Bishop Conway with baby Maria, who was saved from abortion [Photo by Luis Reyes]
The Helpers of God’s Precious Infants knew Bishop Conway as one who loved the least of our brothers, as a true friend of the unborn. Just ask a little girl named Maria, now four years old. Maria’s mother, Estrella, was two month’s pregnant with Maria when she arrived with Maria’s father at the Planned Parenthood at LaSalle and Division Streets on a sunny Saturday in September, 1999.
Estrella planned to abort Maria, but she hadn’t planned on seeing 400 faithful praying the rosary with Bishops Conway and Raymond Goedert. Nor had Estrella planned on the life-size image of Our Lady of Guadalupe, which stopped her in her tracks, and of whom her boyfriend Jose later said, “When I saw Our Lady, I knew what we were about to do was wrong.”
Speaking only Spanish, Estrella and Jose were counseled by Linda, one of the Helpers’ Spanish speaking counselors. Estrella and her boyfriend listened closely, and changed their minds about aborting their baby. With Linda’s ongoing support and encouragement, they were married in the Church and have since had two more children. Bishop Conway was there that day, leading, supporting and praying, because he was a true friend of the unborn.
Bishop Conway Meets Baby Maria
On June 10, 2000, while celebrating Mass for the Helpers at St. Cornelius, Bishop Conway again saw Estrella and Jose, this time with their newborn daughter, Maria. The Bishop gave a special blessing to the family; he was thrilled to be holding a baby that was saved from abortion at a prayer vigil at which he was personally present.

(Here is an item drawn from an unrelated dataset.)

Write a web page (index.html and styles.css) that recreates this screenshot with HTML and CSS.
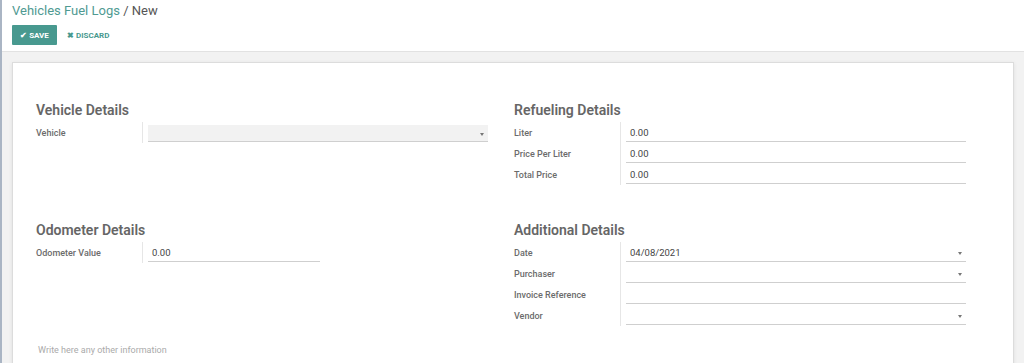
FILE: index.html
```html
<!DOCTYPE html>
<html lang="en">
<head>
    <meta charset="UTF-8">
    <meta name="viewport" content="width=device-width, initial-scale=1.0">
    <title>Vehicles Fuel Logs / New</title>
    <link rel="stylesheet" href="styles.css">
</head>
<body>

<div class="app">
    <div class="control-panel">
        <div class="breadcrumb">
            <a href="#" class="crumb">Vehicles Fuel Logs</a>
            <span class="sep">/</span>
            <span class="current">New</span>
        </div>
        <div class="buttons">
            <button class="btn-save">&#10004; SAVE</button>
            <button class="btn-discard">&#10006; DISCARD</button>
        </div>
    </div>

    <div class="content">
        <div class="sheet">
            <div class="groups">
                <div class="group">
                    <h3>Vehicle Details</h3>
                    <div class="row">
                        <label>Vehicle</label>
                        <div class="field select required"><span class="caret"></span></div>
                    </div>
                </div>

                <div class="group">
                    <h3>Refueling Details</h3>
                    <div class="row">
                        <label>Liter</label>
                        <div class="field">0.00</div>
                    </div>
                    <div class="row">
                        <label>Price Per Liter</label>
                        <div class="field">0.00</div>
                    </div>
                    <div class="row">
                        <label>Total Price</label>
                        <div class="field">0.00</div>
                    </div>
                </div>

                <div class="group">
                    <h3>Odometer Details</h3>
                    <div class="row">
                        <label>Odometer Value</label>
                        <div class="field short">0.00</div>
                    </div>
                </div>

                <div class="group">
                    <h3>Additional Details</h3>
                    <div class="row">
                        <label>Date</label>
                        <div class="field select">04/08/2021<span class="caret"></span></div>
                    </div>
                    <div class="row">
                        <label>Purchaser</label>
                        <div class="field select"><span class="caret"></span></div>
                    </div>
                    <div class="row">
                        <label>Invoice Reference</label>
                        <div class="field"></div>
                    </div>
                    <div class="row">
                        <label>Vendor</label>
                        <div class="field select"><span class="caret"></span></div>
                    </div>
                </div>
            </div>

            <div class="note">Write here any other information</div>
        </div>
    </div>
</div>

</body>
</html>
```

FILE: styles.css
```css
body {
    margin: 0;
    font-family: Roboto, "Liberation Sans", sans-serif;
    background: #f2f2f2;
    color: #555;
    height: 363px;
    overflow: hidden;
}

.app {
    border-left: 2px solid #aab5c4;
    min-height: 363px;
}

/* top bar */
.control-panel {
    background: white;
    height: 51px;
    padding: 0 10px;
    border-bottom: 1px solid #e2e2e2;
}

.breadcrumb {
    padding-top: 3px;
    font-size: 13px;
    line-height: 16px;
}

.crumb {
    color: #4f9a92;
    text-decoration: none;
}

.sep, .current {
    color: #555;
}

.buttons {
    display: flex;
    align-items: center;
    margin-top: 6px;
}

.btn-save, .btn-discard {
    font-family: Roboto, "Liberation Sans", sans-serif;
    font-size: 8px;
    font-weight: bold;
    border: none;
    cursor: pointer;
}

.btn-save {
    background: #48998f;
    color: white;
    width: 45px;
    height: 20px;
    padding: 0;
    border-radius: 1px;
}

.btn-discard {
    background: none;
    color: #48998f;
    margin-left: 4px;
}

/* form */
.content {
    padding: 10px 10px 0 10px;
}

.sheet {
    background: white;
    border: 1px solid #dcdcdc;
    box-shadow: 0 1px 4px rgba(0, 0, 0, 0.08);
    min-height: 300px;
    padding: 37px 23px 0 23px;
}

.groups {
    display: grid;
    grid-template-columns: 478px 478px;
    row-gap: 35px;
}

.group h3 {
    margin: 0 0 2px 0;
    font-size: 14px;
    line-height: 20px;
    font-weight: 600;
    color: #666;
}

.row {
    display: flex;
    height: 21px;
}

.row label {
    width: 107px;
    font-size: 9px;
    font-weight: 500;
    color: #6b6b6b;
    line-height: 20px;
    padding-top: 1px;
    box-sizing: border-box;
    border-right: 1px solid #e6e6e6;
}

.field {
    position: relative;
    margin-left: 5px;
    width: 340px;
    height: 20px;
    border-bottom: 1px solid #cfcfcf;
    font-size: 9.5px;
    line-height: 22px;
    padding-left: 4px;
    box-sizing: border-box;
    color: #444;
}

.field.short {
    width: 172px;
}

.field.required {
    background: #f2f2f2;
    height: 17px;
    margin-top: 3px;
}

.caret {
    position: absolute;
    right: 4px;
    top: 50%;
    border-top: 3px solid #777;
    border-left: 2px solid transparent;
    border-right: 2px solid transparent;
}

.note {
    margin-top: 19px;
    padding-left: 2px;
    font-size: 9px;
    color: #aaa;
}
```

Following the Mass and blessing of Maria, Bishop Conway processed to the abortion mill with five hundred faithful as the temperature climbed into the nineties. He led the prayer and singing, and expressed concern for those for whom the heat might be bothersome. He also expressed delight that while he was praying with the faithful, the Helpers’ sidewalk counselors had saved two more babies from abortion.

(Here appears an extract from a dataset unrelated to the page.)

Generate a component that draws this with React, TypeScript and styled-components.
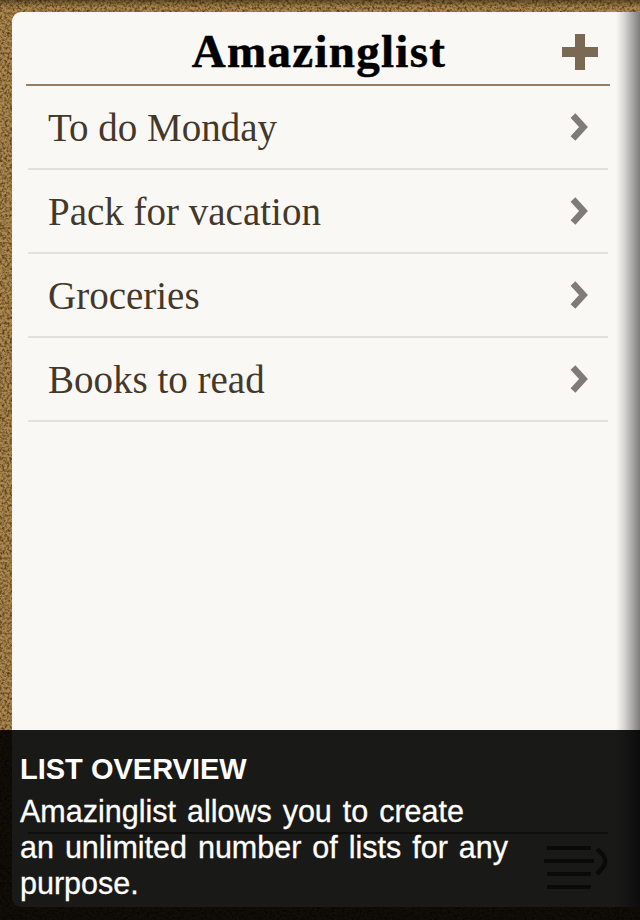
import React from "react";
import styled, { createGlobalStyle } from "styled-components";

const Global = createGlobalStyle`
  html, body { margin: 0; padding: 0; background: #8f6d3c; }
  #root { width: 640px; height: 920px; }
`;

const Page = styled.div`
  position: relative;
  width: 640px;
  height: 920px;
  overflow: hidden;
  padding: 12px 0 13px 12px;
  box-sizing: border-box;
  display: flex;
`;

const Texture = styled.svg`
  position: absolute;
  inset: 0;
  width: 640px;
  height: 920px;
`;

const Card = styled.main`
  position: relative;
  flex: 1;
  display: flex;
  flex-direction: column;
  background: #faf8f5;
  border-radius: 9px 0 0 9px;
  padding: 0 30px 0 14px;
`;

const Header = styled.header`
  height: 74px;
  display: flex;
  align-items: center;
  justify-content: center;
  position: relative;
  border-bottom: 2px solid #94805f;
  box-sizing: border-box;
`;

const Title = styled.h1`
  margin: 6px 0 0 2px;
  font: bold 47px/1 "Liberation Serif", serif;
  letter-spacing: 1.3px;
  -webkit-text-stroke: 0.5px #000;
  color: #000;
`;

const AddIcon = styled.svg`
  position: absolute;
  right: 12px;
  top: 22px;
  width: 36px;
  height: 36px;
`;

const List = styled.ul`
  list-style: none;
  margin: 0;
  padding: 0 2px;
  flex: 1;
`;

const Row = styled.li`
  height: 84px;
  box-sizing: border-box;
  border-bottom: 2px solid #e3e1dc;
  display: flex;
  align-items: center;
  justify-content: space-between;
  padding: 0 20px;
`;

const RowLabel = styled.span`
  font: 39px/1 "Liberation Serif", serif;
  color: #44382b;
`;

const Chevron = styled.svg`
  width: 18px;
  height: 28px;
`;

const Toolbar = styled.footer`
  height: 75px;
  margin: 0 2px;
  box-sizing: border-box;
  border-top: 2px solid #8a8a8a;
  display: flex;
  justify-content: flex-end;
  align-items: flex-start;
  padding-top: 12px;
`;

const MenuIcon = styled.svg`
  width: 68px;
  height: 48px;
  margin-right: -2px;
`;

const RightShade = styled.div`
  position: absolute;
  top: 0;
  right: 0;
  bottom: 0;
  width: 24px;
  background: linear-gradient(to right, rgba(70, 70, 70, 0), rgba(70, 70, 70, 0.2) 35%, rgba(70, 70, 70, 0.7));
`;

const TopEdge = styled.div`
  position: absolute;
  top: 0;
  left: 0;
  right: 0;
  height: 12px;
  background: linear-gradient(to bottom, rgba(20, 12, 0, 0.45), rgba(20, 12, 0, 0) 60%);
`;

const Overlay = styled.aside`
  position: absolute;
  left: 0;
  right: 0;
  top: 730px;
  bottom: 0;
  background: rgba(0, 0, 0, 0.9);
  color: #fff;
  padding: 22px 20px 0;
  box-sizing: border-box;
  font-family: "Liberation Sans", Arial, sans-serif;
`;

const OverlayTitle = styled.h2`
  margin: 0 0 7px;
  font-size: 29px;
  line-height: 34px;
  font-weight: bold;
`;

const OverlayText = styled.p`
  margin: 0;
  font-size: 30.5px;
  line-height: 36px;
  word-spacing: 2.5px;
  -webkit-text-stroke: 0.3px #fff;
`;

const lists = ["To do Monday", "Pack for vacation", "Groceries", "Books to read"];

export default function App() {
  return (
    <>
      <Global />
      <Page>
        <Texture aria-hidden="true">
          <filter id="cork" x="0" y="0" width="100%" height="100%" colorInterpolationFilters="sRGB">
            <feTurbulence type="fractalNoise" baseFrequency="0.4" numOctaves="4" seed="7" />
            <feColorMatrix
              type="matrix"
              values="0 0 0 0 0.32  0 0 0 0 0.21  0 0 0 0 0.07  2.2 0 0 0 -0.85"
            />
          </filter>
          <rect width="640" height="920" fill="#ab8850" />
          <rect width="640" height="920" filter="url(#cork)" />
        </Texture>
        <TopEdge />
        <Card>
          <Header>
            <Title>Amazinglist</Title>
            <AddIcon viewBox="0 0 36 36" aria-label="Add">
              <path d="M13 0h10v13h13v10H23v13H13V23H0V13h13z" fill="#7a6a55" />
            </AddIcon>
          </Header>
          <List>
            {lists.map((name) => (
              <Row key={name}>
                <RowLabel>{name}</RowLabel>
                <Chevron viewBox="0 0 18 28" aria-hidden="true">
                  <path d="M3 2.5l10.5 11.5L3 25.5" fill="none" stroke="#7e7b78" strokeWidth="6.5" />
                </Chevron>
              </Row>
            ))}
          </List>
          <Toolbar>
            <MenuIcon viewBox="0 0 68 48" aria-hidden="true">
              <path d="M5 2h44M2 15h50M5 28h44M5 41h44" stroke="#666" strokeWidth="4" fill="none" />
              <path d="M55 3l6 6c3 4 3 8 0 12l-6 7" stroke="#666" strokeWidth="4.5" fill="none" />
            </MenuIcon>
          </Toolbar>
          <RightShade />
        </Card>
        <Overlay>
          <OverlayTitle>LIST OVERVIEW</OverlayTitle>
          <OverlayText>
            Amazinglist allows you to create
            <br />
            an unlimited number of lists for any
            <br />
            purpose.
          </OverlayText>
        </Overlay>
      </Page>
    </>
  );
}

Bishop Conway returned to St. Cornelius and Albany late-term abortion center a year later, in June of 2001, this time accompanied by seven hundred faithful. More unborn children were saved that day, and Bishop Conway, successor to the apostles, played an important role in those victories, although he would never have thought so himself. One always found him quiet, humble and gentlemanly — a man who well knew who he was and “Whose” he was.

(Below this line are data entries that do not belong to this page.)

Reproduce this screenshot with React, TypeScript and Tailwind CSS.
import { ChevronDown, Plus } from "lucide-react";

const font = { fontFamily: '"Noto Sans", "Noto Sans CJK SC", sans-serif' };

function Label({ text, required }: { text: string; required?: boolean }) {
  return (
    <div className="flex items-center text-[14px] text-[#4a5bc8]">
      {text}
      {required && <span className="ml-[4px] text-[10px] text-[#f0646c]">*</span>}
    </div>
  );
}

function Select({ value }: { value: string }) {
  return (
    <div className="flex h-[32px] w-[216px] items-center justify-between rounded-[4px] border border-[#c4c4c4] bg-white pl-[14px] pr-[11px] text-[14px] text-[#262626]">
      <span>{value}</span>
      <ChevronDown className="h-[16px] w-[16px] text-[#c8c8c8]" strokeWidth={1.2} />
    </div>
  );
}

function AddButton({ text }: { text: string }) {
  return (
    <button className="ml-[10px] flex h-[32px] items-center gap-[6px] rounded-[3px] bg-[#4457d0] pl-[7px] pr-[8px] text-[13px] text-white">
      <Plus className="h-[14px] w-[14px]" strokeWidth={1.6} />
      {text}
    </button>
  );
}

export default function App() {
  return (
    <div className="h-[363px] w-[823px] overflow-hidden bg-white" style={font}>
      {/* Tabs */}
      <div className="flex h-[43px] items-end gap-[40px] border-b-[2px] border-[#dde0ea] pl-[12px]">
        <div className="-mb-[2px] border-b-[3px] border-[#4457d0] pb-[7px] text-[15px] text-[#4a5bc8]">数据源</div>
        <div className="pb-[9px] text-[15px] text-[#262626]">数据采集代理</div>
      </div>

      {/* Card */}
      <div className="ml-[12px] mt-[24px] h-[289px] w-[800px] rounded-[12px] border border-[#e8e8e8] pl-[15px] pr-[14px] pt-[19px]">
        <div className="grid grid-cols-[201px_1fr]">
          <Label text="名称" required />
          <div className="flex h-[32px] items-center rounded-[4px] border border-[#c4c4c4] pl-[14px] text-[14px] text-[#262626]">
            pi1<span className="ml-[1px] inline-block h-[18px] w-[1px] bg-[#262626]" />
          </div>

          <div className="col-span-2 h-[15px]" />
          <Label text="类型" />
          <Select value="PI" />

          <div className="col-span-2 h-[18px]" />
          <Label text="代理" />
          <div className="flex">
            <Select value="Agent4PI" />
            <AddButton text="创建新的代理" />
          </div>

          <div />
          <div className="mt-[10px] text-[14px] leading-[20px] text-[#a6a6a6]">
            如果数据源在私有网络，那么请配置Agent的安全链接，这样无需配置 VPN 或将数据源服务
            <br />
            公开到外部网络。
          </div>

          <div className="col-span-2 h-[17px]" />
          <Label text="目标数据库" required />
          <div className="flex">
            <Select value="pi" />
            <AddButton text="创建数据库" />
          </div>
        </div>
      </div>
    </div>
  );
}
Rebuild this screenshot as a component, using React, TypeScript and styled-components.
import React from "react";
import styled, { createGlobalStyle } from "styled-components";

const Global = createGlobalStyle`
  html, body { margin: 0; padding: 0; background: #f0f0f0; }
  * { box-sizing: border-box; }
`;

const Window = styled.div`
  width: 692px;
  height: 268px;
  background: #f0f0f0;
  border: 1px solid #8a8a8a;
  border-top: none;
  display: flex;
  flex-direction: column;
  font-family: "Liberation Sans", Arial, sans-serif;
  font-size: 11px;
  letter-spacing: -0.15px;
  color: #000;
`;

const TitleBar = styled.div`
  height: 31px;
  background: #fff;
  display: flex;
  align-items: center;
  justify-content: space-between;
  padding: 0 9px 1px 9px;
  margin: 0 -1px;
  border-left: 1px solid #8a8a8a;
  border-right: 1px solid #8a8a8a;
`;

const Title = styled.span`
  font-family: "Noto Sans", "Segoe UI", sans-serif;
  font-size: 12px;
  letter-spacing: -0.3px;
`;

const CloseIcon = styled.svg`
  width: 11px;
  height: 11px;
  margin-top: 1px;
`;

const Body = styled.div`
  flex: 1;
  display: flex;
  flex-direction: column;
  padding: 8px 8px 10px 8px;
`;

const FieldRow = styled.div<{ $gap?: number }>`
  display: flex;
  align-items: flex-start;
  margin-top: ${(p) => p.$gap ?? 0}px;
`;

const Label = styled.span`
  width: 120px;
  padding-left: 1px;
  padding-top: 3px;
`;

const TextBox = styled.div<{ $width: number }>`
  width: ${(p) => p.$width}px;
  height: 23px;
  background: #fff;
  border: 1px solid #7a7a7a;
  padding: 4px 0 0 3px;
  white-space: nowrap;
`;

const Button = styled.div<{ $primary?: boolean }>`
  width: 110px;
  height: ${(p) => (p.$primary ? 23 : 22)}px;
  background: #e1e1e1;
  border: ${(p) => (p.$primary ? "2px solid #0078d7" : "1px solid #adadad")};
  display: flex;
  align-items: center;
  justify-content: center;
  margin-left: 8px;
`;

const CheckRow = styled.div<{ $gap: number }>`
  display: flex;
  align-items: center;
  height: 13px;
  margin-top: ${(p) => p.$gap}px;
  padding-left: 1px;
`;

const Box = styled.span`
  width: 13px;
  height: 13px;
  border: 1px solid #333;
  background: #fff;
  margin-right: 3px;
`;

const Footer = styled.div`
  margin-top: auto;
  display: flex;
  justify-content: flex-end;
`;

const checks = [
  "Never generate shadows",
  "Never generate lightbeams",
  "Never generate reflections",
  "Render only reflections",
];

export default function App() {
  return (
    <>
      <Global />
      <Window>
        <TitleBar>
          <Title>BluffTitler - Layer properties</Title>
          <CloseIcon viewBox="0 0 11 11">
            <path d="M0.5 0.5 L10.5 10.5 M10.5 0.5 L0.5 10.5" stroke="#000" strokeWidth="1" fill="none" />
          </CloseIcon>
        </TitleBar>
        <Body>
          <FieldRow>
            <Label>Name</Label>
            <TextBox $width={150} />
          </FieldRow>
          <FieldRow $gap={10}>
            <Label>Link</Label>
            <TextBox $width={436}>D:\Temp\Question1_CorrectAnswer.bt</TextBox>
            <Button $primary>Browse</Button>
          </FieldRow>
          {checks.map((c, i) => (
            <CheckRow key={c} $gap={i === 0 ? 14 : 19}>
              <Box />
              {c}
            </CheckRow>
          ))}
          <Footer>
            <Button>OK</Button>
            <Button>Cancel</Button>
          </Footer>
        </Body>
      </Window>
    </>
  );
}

Celia Ramirez, director of music for the Helpers’ vigils at the abortion clinics said of Bishop Conway, “I admired him; his enthusiasm was contagious. You could tell he loved the singing and the prayers and he inspired everyone around him. I just loved singing with him. You couldn’t help but love him.”
When the Helpers held a dinner at Monastero’s Restaurant on Chicago’s northwest side, honoring our volunteers and the Helpers founder, Monsignor Philip Reilly from Brooklyn, NY, Bishop Conway attended with warm words of encouragement. His presence made us feel special and stronger, and increased our zeal to continue “fighting the good fight.”
Good Shepherd Even in Illness
The Helpers were saddened when Bishop Conway was diagnosed with cancer, and asked for prayers for him in The Vineyard. But even as he grew weaker, Bishop Conway was there for his Lord and his flock.
Father Bob Goedert, O.P., a frequent homilist at Helpers’ Masses which his brother, Bishop Raymond Goedert celebrates, said, “The last time I saw Bishop Conway was the Feast of Corpus Christi. Ill as he was, he still put himself out to celebrate the Mass and lead the outdoor Corpus Christi procession.”
The Helpers of God’s Precious Infants will miss Bishop Edwin Conway very much. We feel in our hearts, though, that when his hour came, those little ones who never made it to birth were there to lead, support and pray for him, because the least of our brothers knew that he was a true friend of the unborn.